-- Start --
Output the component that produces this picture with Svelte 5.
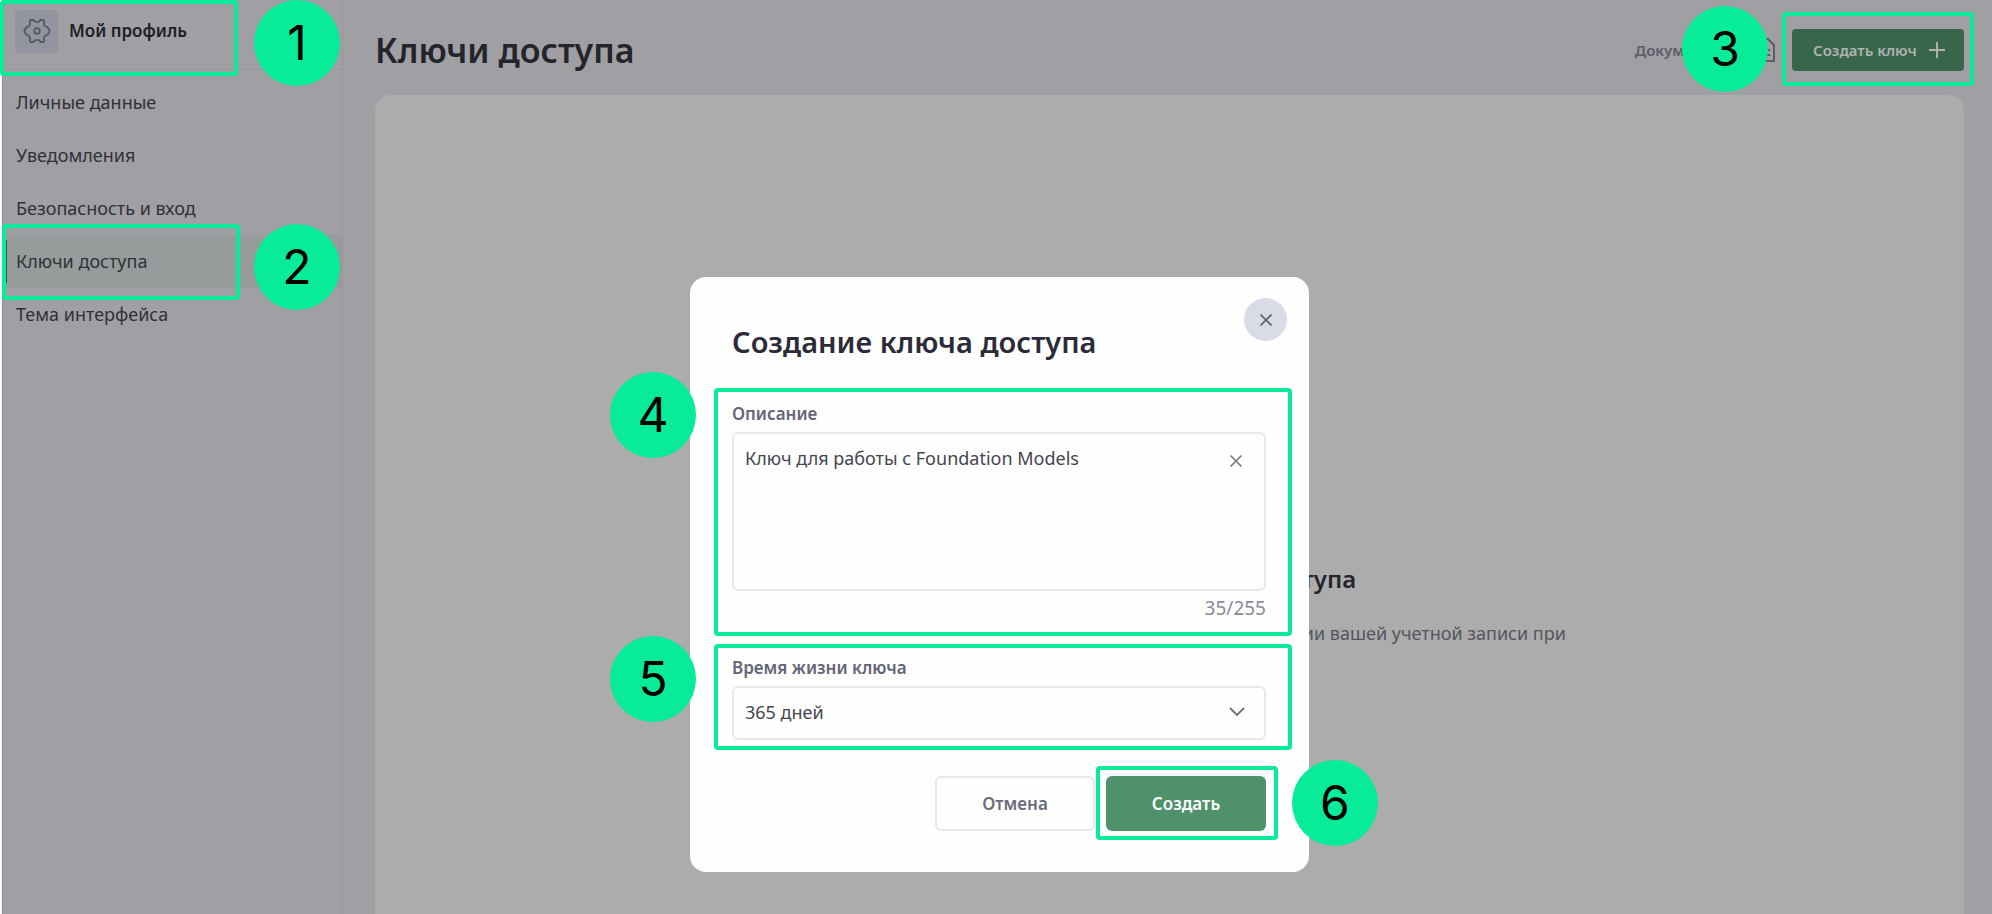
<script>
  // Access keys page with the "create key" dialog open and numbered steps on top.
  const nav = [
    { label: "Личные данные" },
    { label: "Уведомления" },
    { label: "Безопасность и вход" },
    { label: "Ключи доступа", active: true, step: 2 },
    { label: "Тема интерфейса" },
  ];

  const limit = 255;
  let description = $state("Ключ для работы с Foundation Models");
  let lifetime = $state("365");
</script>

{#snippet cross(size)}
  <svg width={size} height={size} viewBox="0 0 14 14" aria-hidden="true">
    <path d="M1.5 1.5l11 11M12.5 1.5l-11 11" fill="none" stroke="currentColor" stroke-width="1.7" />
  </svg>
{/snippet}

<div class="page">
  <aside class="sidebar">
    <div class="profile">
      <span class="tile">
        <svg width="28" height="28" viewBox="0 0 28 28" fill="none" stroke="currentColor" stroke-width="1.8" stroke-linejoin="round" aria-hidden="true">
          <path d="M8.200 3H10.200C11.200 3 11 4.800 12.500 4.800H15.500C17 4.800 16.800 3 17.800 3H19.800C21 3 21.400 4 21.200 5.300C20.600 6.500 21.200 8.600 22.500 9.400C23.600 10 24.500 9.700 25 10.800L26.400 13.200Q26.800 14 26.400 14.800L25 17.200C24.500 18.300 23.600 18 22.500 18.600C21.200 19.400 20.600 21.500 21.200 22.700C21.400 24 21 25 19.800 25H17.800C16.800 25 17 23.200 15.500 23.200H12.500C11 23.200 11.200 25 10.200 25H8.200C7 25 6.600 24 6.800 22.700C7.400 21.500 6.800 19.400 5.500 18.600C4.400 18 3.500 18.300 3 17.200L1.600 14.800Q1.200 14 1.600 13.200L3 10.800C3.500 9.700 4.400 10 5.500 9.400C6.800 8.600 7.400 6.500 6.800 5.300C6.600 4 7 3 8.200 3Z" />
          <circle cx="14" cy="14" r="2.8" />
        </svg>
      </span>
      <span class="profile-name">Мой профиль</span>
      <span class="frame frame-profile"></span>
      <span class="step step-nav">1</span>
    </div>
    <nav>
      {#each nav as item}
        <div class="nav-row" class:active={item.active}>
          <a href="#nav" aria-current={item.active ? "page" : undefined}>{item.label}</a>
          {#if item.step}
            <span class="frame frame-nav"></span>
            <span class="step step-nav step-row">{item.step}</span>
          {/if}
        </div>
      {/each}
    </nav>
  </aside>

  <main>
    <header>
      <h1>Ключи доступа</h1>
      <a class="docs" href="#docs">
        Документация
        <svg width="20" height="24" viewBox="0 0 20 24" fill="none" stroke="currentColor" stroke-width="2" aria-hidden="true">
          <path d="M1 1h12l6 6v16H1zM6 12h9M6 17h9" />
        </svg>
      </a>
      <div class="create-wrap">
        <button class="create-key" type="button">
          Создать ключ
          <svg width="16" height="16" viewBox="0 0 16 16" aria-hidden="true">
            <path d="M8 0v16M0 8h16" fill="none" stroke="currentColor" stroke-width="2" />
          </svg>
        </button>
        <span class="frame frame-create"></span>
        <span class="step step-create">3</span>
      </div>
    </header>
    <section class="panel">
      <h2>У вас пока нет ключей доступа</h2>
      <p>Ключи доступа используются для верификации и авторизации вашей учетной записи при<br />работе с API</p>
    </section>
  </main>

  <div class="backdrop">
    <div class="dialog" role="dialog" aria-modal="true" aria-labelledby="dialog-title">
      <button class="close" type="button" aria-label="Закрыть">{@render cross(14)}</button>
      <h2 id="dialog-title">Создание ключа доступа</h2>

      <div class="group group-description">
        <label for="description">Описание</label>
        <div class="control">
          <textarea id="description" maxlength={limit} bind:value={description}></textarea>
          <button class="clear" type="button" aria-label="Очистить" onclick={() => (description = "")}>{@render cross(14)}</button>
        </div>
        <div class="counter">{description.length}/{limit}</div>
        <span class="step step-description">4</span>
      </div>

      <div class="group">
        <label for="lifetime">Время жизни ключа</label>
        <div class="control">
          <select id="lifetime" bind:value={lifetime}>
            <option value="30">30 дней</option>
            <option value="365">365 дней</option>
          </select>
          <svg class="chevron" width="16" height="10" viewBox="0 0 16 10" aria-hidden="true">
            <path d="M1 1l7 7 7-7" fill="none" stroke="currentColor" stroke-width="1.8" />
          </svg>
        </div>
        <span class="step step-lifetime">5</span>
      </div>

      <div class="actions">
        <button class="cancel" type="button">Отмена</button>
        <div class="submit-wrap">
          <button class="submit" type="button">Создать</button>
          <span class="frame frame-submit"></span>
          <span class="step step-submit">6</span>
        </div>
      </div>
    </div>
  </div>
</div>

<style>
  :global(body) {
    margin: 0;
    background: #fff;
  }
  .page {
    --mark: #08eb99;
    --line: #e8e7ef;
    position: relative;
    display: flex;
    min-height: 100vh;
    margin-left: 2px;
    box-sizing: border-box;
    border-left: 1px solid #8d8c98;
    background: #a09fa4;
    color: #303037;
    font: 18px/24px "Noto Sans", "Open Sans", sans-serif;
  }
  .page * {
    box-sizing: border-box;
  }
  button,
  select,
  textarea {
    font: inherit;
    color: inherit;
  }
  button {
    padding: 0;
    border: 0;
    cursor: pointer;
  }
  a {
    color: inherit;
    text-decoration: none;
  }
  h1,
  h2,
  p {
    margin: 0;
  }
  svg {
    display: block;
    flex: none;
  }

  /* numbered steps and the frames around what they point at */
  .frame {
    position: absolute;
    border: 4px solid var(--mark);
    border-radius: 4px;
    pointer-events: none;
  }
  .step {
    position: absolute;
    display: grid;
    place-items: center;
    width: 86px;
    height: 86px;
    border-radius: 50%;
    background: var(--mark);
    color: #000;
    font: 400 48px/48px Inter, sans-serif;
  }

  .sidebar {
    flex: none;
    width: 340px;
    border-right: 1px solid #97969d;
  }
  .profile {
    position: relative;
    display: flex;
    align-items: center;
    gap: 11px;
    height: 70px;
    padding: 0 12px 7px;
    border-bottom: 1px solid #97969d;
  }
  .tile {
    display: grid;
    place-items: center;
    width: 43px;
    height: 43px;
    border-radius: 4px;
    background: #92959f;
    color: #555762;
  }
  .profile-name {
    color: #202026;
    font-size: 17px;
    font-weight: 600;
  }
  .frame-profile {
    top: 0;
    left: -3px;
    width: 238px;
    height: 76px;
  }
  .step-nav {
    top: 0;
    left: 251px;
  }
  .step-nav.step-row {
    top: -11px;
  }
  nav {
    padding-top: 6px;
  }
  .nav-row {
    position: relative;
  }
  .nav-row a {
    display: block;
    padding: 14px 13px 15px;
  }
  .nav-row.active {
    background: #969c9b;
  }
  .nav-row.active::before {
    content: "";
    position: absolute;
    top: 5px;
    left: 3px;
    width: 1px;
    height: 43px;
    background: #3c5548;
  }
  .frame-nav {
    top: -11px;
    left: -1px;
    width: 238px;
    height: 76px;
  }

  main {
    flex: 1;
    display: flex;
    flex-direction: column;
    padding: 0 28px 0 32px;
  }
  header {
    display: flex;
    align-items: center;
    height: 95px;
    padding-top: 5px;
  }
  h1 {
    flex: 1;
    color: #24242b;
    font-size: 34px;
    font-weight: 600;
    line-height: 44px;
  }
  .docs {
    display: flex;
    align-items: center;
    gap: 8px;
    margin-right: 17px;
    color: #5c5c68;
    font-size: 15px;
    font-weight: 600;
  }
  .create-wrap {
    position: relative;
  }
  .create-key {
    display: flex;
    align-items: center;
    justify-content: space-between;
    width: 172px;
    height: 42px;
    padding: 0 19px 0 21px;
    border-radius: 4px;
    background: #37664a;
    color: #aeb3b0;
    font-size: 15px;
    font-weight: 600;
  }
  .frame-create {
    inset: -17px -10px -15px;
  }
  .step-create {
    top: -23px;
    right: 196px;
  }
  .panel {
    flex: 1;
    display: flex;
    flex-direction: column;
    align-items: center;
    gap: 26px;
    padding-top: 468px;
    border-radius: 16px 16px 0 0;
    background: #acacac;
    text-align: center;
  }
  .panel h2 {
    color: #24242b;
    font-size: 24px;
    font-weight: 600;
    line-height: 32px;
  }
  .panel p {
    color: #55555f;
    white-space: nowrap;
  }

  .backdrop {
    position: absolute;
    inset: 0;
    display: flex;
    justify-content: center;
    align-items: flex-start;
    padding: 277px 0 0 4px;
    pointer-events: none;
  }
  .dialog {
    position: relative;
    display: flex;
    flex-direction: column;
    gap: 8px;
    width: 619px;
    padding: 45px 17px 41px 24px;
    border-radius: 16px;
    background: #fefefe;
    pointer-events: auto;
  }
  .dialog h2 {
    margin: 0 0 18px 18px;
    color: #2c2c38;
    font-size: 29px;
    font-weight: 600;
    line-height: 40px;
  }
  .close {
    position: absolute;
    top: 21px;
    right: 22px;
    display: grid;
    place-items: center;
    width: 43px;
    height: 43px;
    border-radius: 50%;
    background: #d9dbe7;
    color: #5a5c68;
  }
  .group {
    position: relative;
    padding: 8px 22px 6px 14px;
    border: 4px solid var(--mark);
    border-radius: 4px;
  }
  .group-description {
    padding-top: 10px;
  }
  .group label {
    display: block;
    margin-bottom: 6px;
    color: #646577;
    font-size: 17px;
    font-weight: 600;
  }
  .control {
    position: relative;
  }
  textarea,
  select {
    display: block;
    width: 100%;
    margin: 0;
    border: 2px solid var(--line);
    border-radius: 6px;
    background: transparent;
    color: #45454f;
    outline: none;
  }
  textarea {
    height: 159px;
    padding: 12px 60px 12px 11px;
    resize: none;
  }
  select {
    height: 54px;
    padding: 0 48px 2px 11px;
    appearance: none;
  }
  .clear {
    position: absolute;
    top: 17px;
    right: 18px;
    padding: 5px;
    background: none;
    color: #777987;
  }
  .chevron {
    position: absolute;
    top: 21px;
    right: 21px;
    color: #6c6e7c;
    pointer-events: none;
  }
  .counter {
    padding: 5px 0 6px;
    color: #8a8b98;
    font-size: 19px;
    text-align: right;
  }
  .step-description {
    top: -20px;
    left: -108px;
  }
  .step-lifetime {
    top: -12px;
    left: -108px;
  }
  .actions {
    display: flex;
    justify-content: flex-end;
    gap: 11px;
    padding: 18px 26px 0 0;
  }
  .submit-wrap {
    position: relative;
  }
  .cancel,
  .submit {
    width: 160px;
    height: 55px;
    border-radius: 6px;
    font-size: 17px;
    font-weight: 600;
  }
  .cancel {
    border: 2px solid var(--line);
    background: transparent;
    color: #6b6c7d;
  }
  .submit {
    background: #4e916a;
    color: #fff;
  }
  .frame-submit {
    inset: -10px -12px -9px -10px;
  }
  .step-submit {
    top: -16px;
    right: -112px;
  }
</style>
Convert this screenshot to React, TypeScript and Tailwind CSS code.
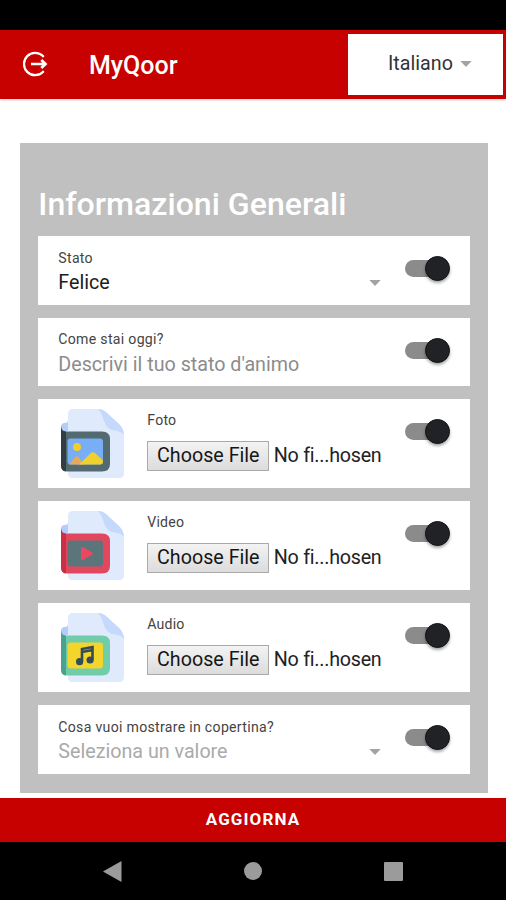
-- End --
Isolate each line of the listing above that includes "this". Copy it.

Output the component that produces this picture with Svelte 5.
Convert this screenshot to React, TypeScript and Tailwind CSS code.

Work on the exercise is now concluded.